Cokelat-cokelat yang telah susah-payah dibuat Zafran berserakan di lantai. Aku menatap Kak Ben tidak percaya. Keluarga macam apa sih mereka?
“Kalian nggak berhak memperlakukan Zafran kayak gini. dia orang baik-baik!” seruku hampir menjerit.
“Kamu nggak bisa tahu cowok macam apa dia sebelum kami mengenalnya. Dan kami belum mengenalnya. Walaupun aku jarang di rumah, tapi Bin dan Bon juga nggak tahu siapa dia. Siapa dia? Pacarmu? Kamu udah berani pacaran tanpa sepengetahuan kami?” kata Kak Ben dengan nada dingin paling menusuk hatiku.

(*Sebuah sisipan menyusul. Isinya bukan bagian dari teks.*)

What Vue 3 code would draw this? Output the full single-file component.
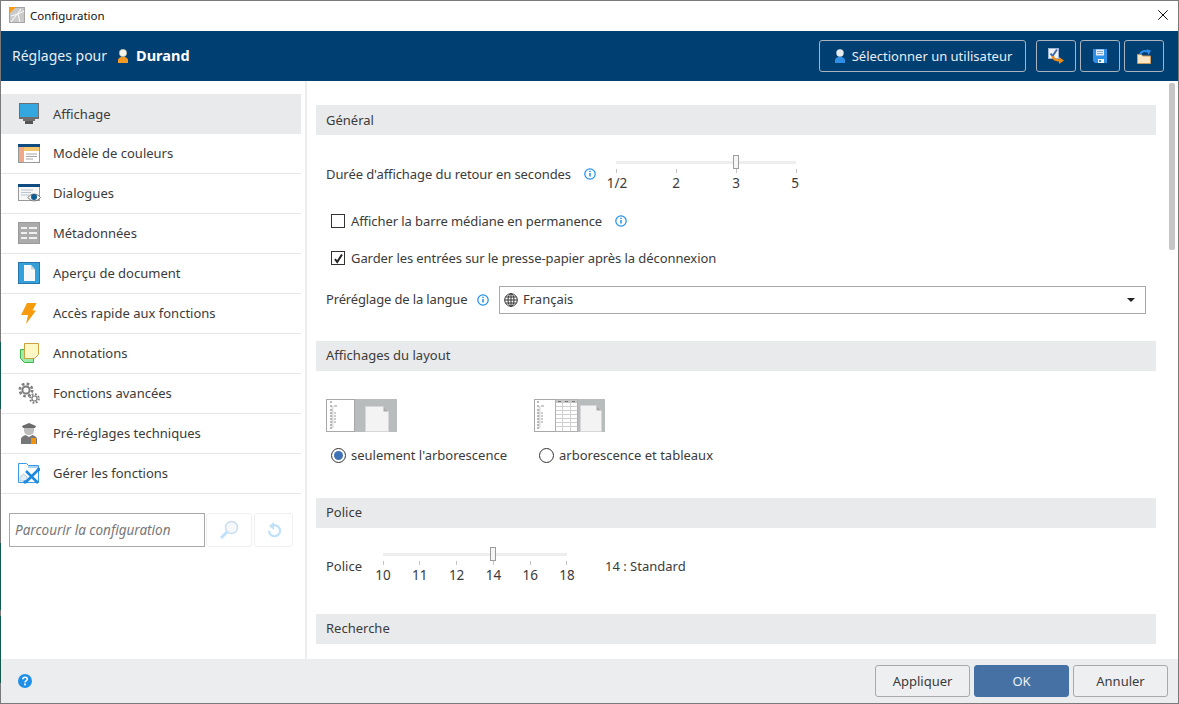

“Iya! Kayak kalian kan! Memangnya kalian pikir kalian itu cowok macam apa? Kalian sebut diri kalian kakakku?! Aku bahkan nggak mau kenal kalian!” teriakku.
Aku menghentak pergi sambil menyeka air mataku. Aku naik ke kamarku dan tidak berhenti sebelum membanting pintu kamar menutup dan menguncinya. Aku menangis sejadi-jadinya dan melempar gulungan perban yang masih kudenggam sejak tadi.
Aku benci mereka! Kenapa aku punya kakak-kakak yang begitu menyebalkan seperti itu? Sekarang aku tidak tahu apa yang dipikirkan Zafran. Dia pasti membenciku.
Aku benci mereka!
Aku melempari foto kakak-kakakku dan aku yang tergantung di dinding dengan bantal. Aku menutup mukaku dengan bantal yang lain sambil menangis. Kenapa Ayah tidak mengajari mereka sopan-santun? Kenapa Bunda tidak mendidik mereka dengan benar?
Kudengar suara Kak Bon mengetuk pintu kamarku dna memanggilku.
“Aku benci kalian. Aku ingin kalian terjun ke laut dan dimakan hiu!” jeritku.
Aku menutup telinga karena tidak mau mendengarkan kata-kata yang diucapkan Kak Bon. Aku tidak akan mau lagi berbicara dengan mereka sampai mereka memperbaiki semua bencana ini.